■ Problem to solve
Identify the lines bearing the string "html" and gather them.

■ Dataset extract
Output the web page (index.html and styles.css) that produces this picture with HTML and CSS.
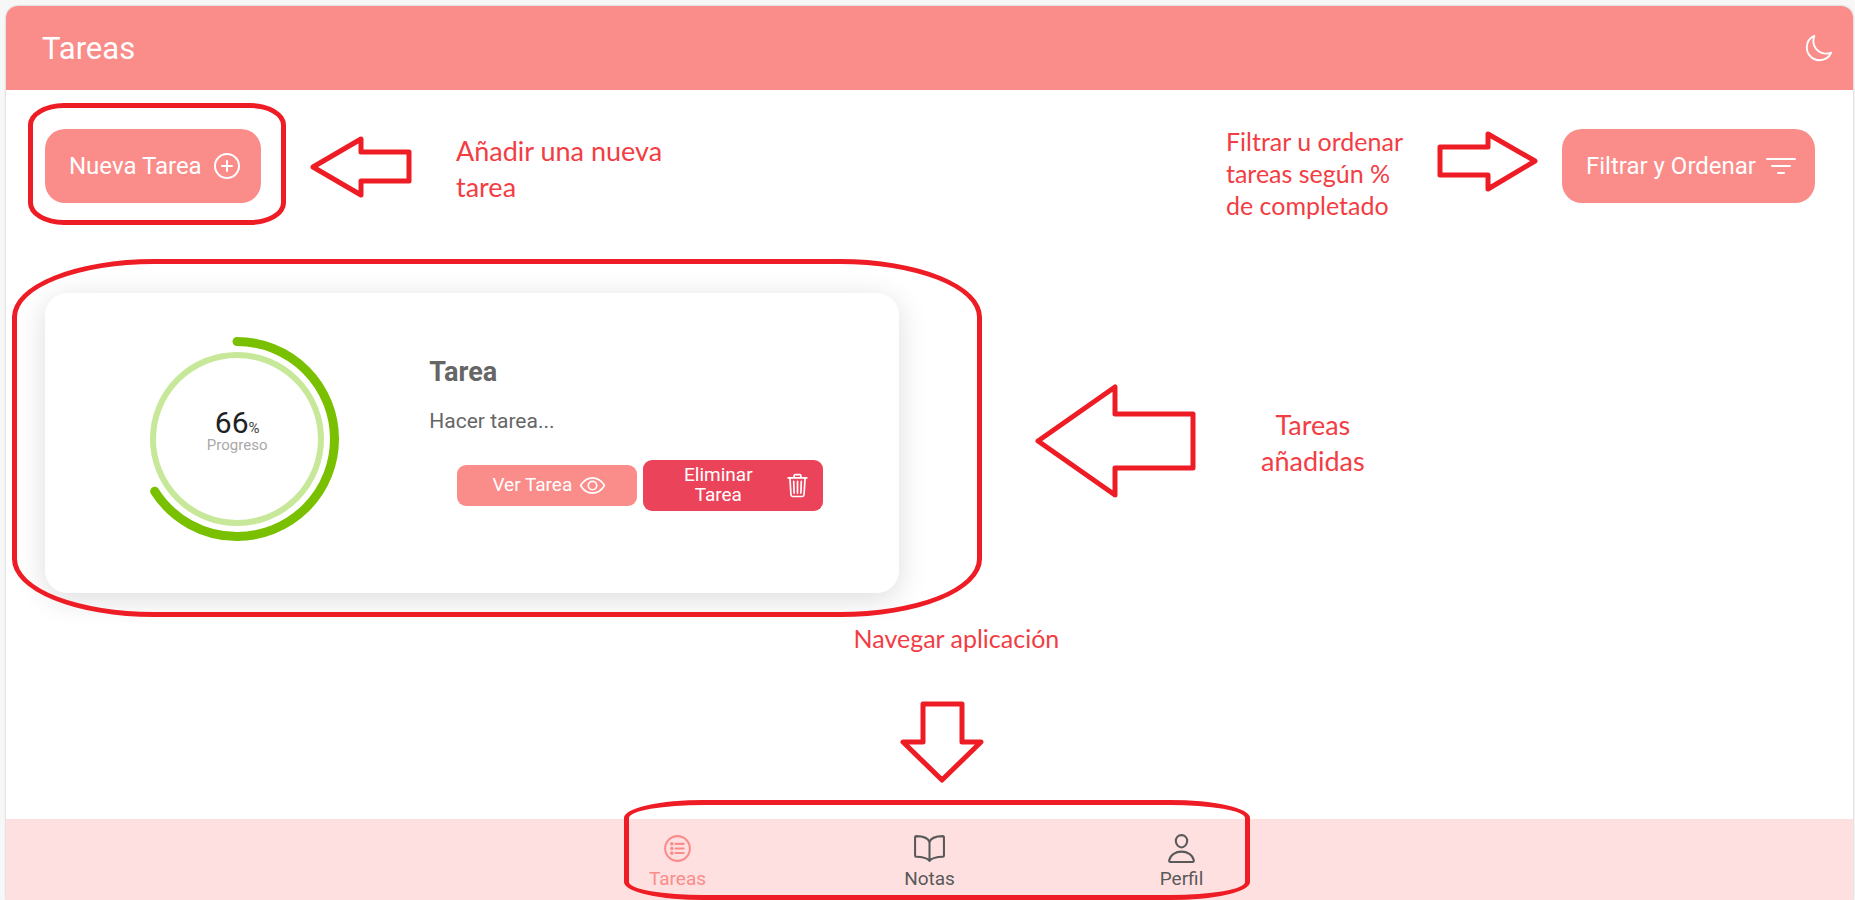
FILE: index.html
```
<!DOCTYPE html>
<html lang="es">
<head>
<meta charset="utf-8">
<title>Tareas</title>
<link rel="stylesheet" href="styles.css">
</head>
<body>
<div class="app">
  <header class="header">
    <h1 class="header-title">Tareas</h1>
    <button class="icon-button" aria-label="Modo oscuro">
      <svg class="icon icon-md" viewBox="0 0 512 512"><path d="M160 136c0-30.62 4.51-61.61 16-88C99.57 81.27 48 159.32 48 248c0 119.29 96.71 216 216 216 88.68 0 166.73-51.57 200-128-26.39 11.49-57.38 16-88 16-119.29 0-216-96.71-216-216z"/></svg>
    </button>
  </header>

  <main class="content">
    <div class="toolbar">
      <button class="button">Nueva Tarea
        <svg class="icon icon-lg" viewBox="0 0 512 512"><circle cx="256" cy="256" r="192"/><path d="M256 176v160M336 256H176"/></svg>
      </button>
      <button class="button">Filtrar y Ordenar
        <svg class="icon icon-lg" viewBox="0 0 512 512"><path d="M32 144h448M112 256h288M208 368h96"/></svg>
      </button>
    </div>

    <article class="card">
      <div class="progress">
        <svg class="progress-ring" viewBox="0 0 204 204">
          <circle class="ring-track" cx="102" cy="102" r="84"/>
          <circle class="ring-value" cx="102" cy="102" r="97.5" pathLength="100" stroke-dasharray="66 100" transform="rotate(-90 102 102)"/>
        </svg>
        <div class="progress-text">
          <div class="progress-value">66<span class="progress-unit">%</span></div>
          <div class="progress-label">Progreso</div>
        </div>
      </div>
      <div class="card-body">
        <h2 class="card-title">Tarea</h2>
        <p class="card-text">Hacer tarea...</p>
        <div class="card-actions">
          <button class="small-button">Ver Tarea
            <svg class="icon icon-sm" viewBox="0 0 512 512"><path d="M255.66 112c-77.94 0-157.89 45.11-220.83 135.33a16 16 0 00-.27 17.77C82.92 340.8 161.8 400 255.66 400c92.84 0 173.34-59.38 221.79-135.25a16.14 16.14 0 000-17.47C428.89 172.28 347.8 112 255.66 112z"/><circle cx="256" cy="256" r="80"/></svg>
          </button>
          <button class="small-button danger"><span class="small-button-label">Eliminar Tarea</span>
            <svg class="icon icon-sm" viewBox="0 0 512 512"><path d="M112 112l20 320c.95 18.49 14.4 32 32 32h184c17.67 0 30.87-13.51 32-32l20-320M80 112h352M192 112V72a23.93 23.93 0 0124-24h80a23.93 23.93 0 0124 24v40M256 176v224M184 176l8 224M328 176l-8 224"/></svg>
          </button>
        </div>
      </div>
    </article>
  </main>

  <nav class="tabs">
    <a class="tab active" href="#tareas">
      <svg class="icon icon-tab" viewBox="0 0 512 512"><circle cx="256" cy="256" r="192"/><path d="M224 184h128M224 256h128M224 327h128"/><circle class="dot" cx="168" cy="184" r="12"/><circle class="dot" cx="168" cy="257" r="12"/><circle class="dot" cx="168" cy="328" r="12"/></svg>
      Tareas
    </a>
    <a class="tab" href="#notas">
      <svg class="icon icon-tab" viewBox="0 0 512 512"><path d="M256 160c16-63.16 76.43-95.41 208-96a15.94 15.94 0 0116 16v288a16 16 0 01-16 16c-128 0-177.45 25.81-208 64-30.37-38-80-64-208-64-9.88 0-16-8.05-16-17.9V80a15.94 15.94 0 0116-16c131.57.59 192 32.84 208 96zM256 160v288"/></svg>
      Notas
    </a>
    <a class="tab" href="#perfil">
      <svg class="icon icon-tab" viewBox="0 0 512 512"><path d="M344 144c-3.92 52.87-44 96-88 96s-84.15-43.12-88-96c-4-55 35-96 88-96s92 42 88 96zM256 304c-87 0-175.3 48-191.64 138.6C62.39 453.52 68.57 464 80 464h352c11.44 0 17.62-10.48 15.65-21.4C431.3 352 343 304 256 304z"/></svg>
      Perfil
    </a>
  </nav>
</div>

<div class="guide">
  <div class="outline outline-new"></div>
  <div class="outline outline-card"></div>
  <div class="outline outline-tabs"></div>

  <svg class="arrow arrow-new" width="104" height="64" viewBox="0 0 104 64"><path d="M5 32 53 4v13h48v29H53v14z"/></svg>
  <svg class="arrow arrow-filter" width="104" height="64" viewBox="0 0 104 64"><path d="M99 32 52 5v13H4v28h48v14z"/></svg>
  <svg class="arrow arrow-card" width="164" height="118" viewBox="0 0 164 118"><path d="M5 59 82 5v27h78v54H82v27z"/></svg>
  <svg class="arrow arrow-tabs" width="88" height="88" viewBox="0 0 88 88"><path d="M24 6h39v38h19L43 82 4 44h20z"/></svg>

  <p class="note note-new">Añadir una nueva<br>tarea</p>
  <p class="note note-filter">Filtrar u ordenar<br>tareas según %<br>de completado</p>
  <p class="note note-card">Tareas<br>añadidas</p>
  <p class="note note-tabs">Navegar aplicación</p>
</div>
</body>
</html>
```
FILE: styles.css
```
* {
  box-sizing: border-box;
}

body {
  margin: 0;
  height: 100vh;
  padding: 6px 2px 0 6px;
  background: #f7f7f7;
  font-family: Roboto, "Liberation Sans", sans-serif;
  position: relative;
  overflow: hidden;
}

h1, h2, p {
  margin: 0;
}

button {
  border: 0;
  font-family: inherit;
  color: #fff;
}

.app {
  display: flex;
  flex-direction: column;
  height: 100%;
  background: #fff;
  border-radius: 12px 12px 0 0;
  box-shadow: 0 0 2px rgba(0, 0, 0, 0.3);
  overflow: hidden;
}

.header {
  display: flex;
  align-items: center;
  justify-content: space-between;
  height: 84px;
  flex: none;
  padding: 0 19px 0 36px;
  background: #fa8c8a;
  color: #fff;
}

.header-title {
  font-size: 31px;
  font-weight: 400;
}

.icon-button {
  display: flex;
  padding: 0;
  background: none;
}

.icon {
  flex: none;
  fill: none;
  stroke: currentColor;
  stroke-width: 32;
  stroke-linecap: round;
  stroke-linejoin: round;
}

.icon-sm { width: 27px; height: 27px; }
.icon-md { width: 30px; height: 30px; }
.icon-lg { width: 32px; height: 32px; }
.icon-tab { width: 33px; height: 33px; }

.dot {
  fill: currentColor;
}

.content {
  flex: 1;
  padding: 39px 38px 0 39px;
}

.toolbar {
  display: flex;
  justify-content: space-between;
}

.button {
  display: flex;
  align-items: center;
  gap: 9px;
  height: 74px;
  padding: 0 18px 0 24px;
  border-radius: 20px;
  background: #fa8c8a;
  font-size: 24px;
}

.card {
  display: flex;
  align-items: center;
  width: 48.25%;
  height: 300px;
  margin-top: 90px;
  border-radius: 22px;
  background: #fff;
  box-shadow: 0 6px 30px rgba(0, 0, 0, 0.14);
}

.progress {
  display: grid;
  place-items: center;
  width: 45%;
  padding-bottom: 9px;
}

.progress-ring,
.progress-text {
  grid-area: 1 / 1;
}

.progress-ring {
  width: 204px;
  height: 204px;
  fill: none;
}

.ring-track {
  stroke: #c7e898;
  stroke-width: 6;
}

.ring-value {
  stroke: #78c000;
  stroke-width: 9;
  stroke-linecap: round;
}

.progress-text {
  padding-bottom: 12px;
  text-align: center;
}

.progress-value {
  font-size: 30px;
  line-height: 24px;
  color: #222;
}

.progress-unit {
  font-size: 15px;
  line-height: 15px;
  color: #444;
}

.progress-label {
  font-size: 15px;
  line-height: 18px;
  color: #a9a9a9;
}

.card-body {
  flex: 1;
  padding-bottom: 22px;
}

.card-title {
  font-size: 27px;
  line-height: 36px;
  font-weight: 700;
  color: #666;
}

.card-text {
  margin-top: 17px;
  font-size: 21px;
  line-height: 28px;
  color: #666;
}

.card-actions {
  display: flex;
  align-items: center;
  gap: 6px;
  margin-top: 25px;
  padding-left: 28px;
}

.small-button {
  display: flex;
  align-items: center;
  justify-content: center;
  gap: 7px;
  width: 180px;
  min-height: 41px;
  padding: 5px 12px 5px 16px;
  border-radius: 9px;
  background: #fa8c8a;
  font-size: 19px;
  line-height: 20px;
}

.danger {
  min-height: 51px;
  background: #eb445a;
}

.small-button-label {
  flex: 1;
}

.tabs {
  display: flex;
  justify-content: center;
  flex: none;
  height: 81px;
  background: #ffe0e0;
}

.tab {
  display: flex;
  flex-direction: column;
  align-items: center;
  gap: 3px;
  width: 252px;
  padding-top: 13px;
  font-size: 19px;
  line-height: 22px;
  color: #595959;
  text-decoration: none;
}

.active {
  color: #fa8c8a;
}

/* Guide layer drawn over the app */
.guide {
  position: absolute;
  inset: 0;
  overflow: hidden;
  pointer-events: none;
}

.outline,
.arrow,
.note {
  position: absolute;
}

.outline {
  border: 5px solid #ee1c24;
}

.outline-new {
  left: 28px;
  top: 103px;
  width: 258px;
  height: 122px;
  border-radius: 36px / 22px;
}

.outline-card {
  left: 12px;
  top: 259px;
  width: 970px;
  height: 358px;
  border-radius: 142px / 58px;
}

.outline-tabs {
  left: calc(50% - 304px);
  bottom: 0;
  width: 626px;
  height: 100px;
  border-radius: 80px / 18px;
}

.arrow {
  fill: none;
  stroke: #ee1c24;
  stroke-width: 5;
  stroke-linejoin: round;
}

.arrow-new { left: 308px; top: 135px; }
.arrow-filter { right: 315px; top: 129px; }
.arrow-card { left: 1033px; top: 382px; }
.arrow-tabs { left: calc(50% - 29px); bottom: 114px; }

.note {
  font-family: Lato, "Open Sans", sans-serif;
  font-size: 27px;
  line-height: 36px;
  color: #f23d44;
  white-space: nowrap;
}

.note-new { left: 456px; top: 133px; }
.note-filter { right: 452px; top: 125px; font-size: 25px; line-height: 32px; }
.note-card { left: 1261px; top: 407px; text-align: center; }
.note-tabs { left: calc(50% - 74px); bottom: 244px; font-size: 25px; }
```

■ Result below
Output the web page (index.html and styles.css) that produces this picture with HTML and CSS.
FILE: index.html
<!DOCTYPE html>
<html lang="es">
</html>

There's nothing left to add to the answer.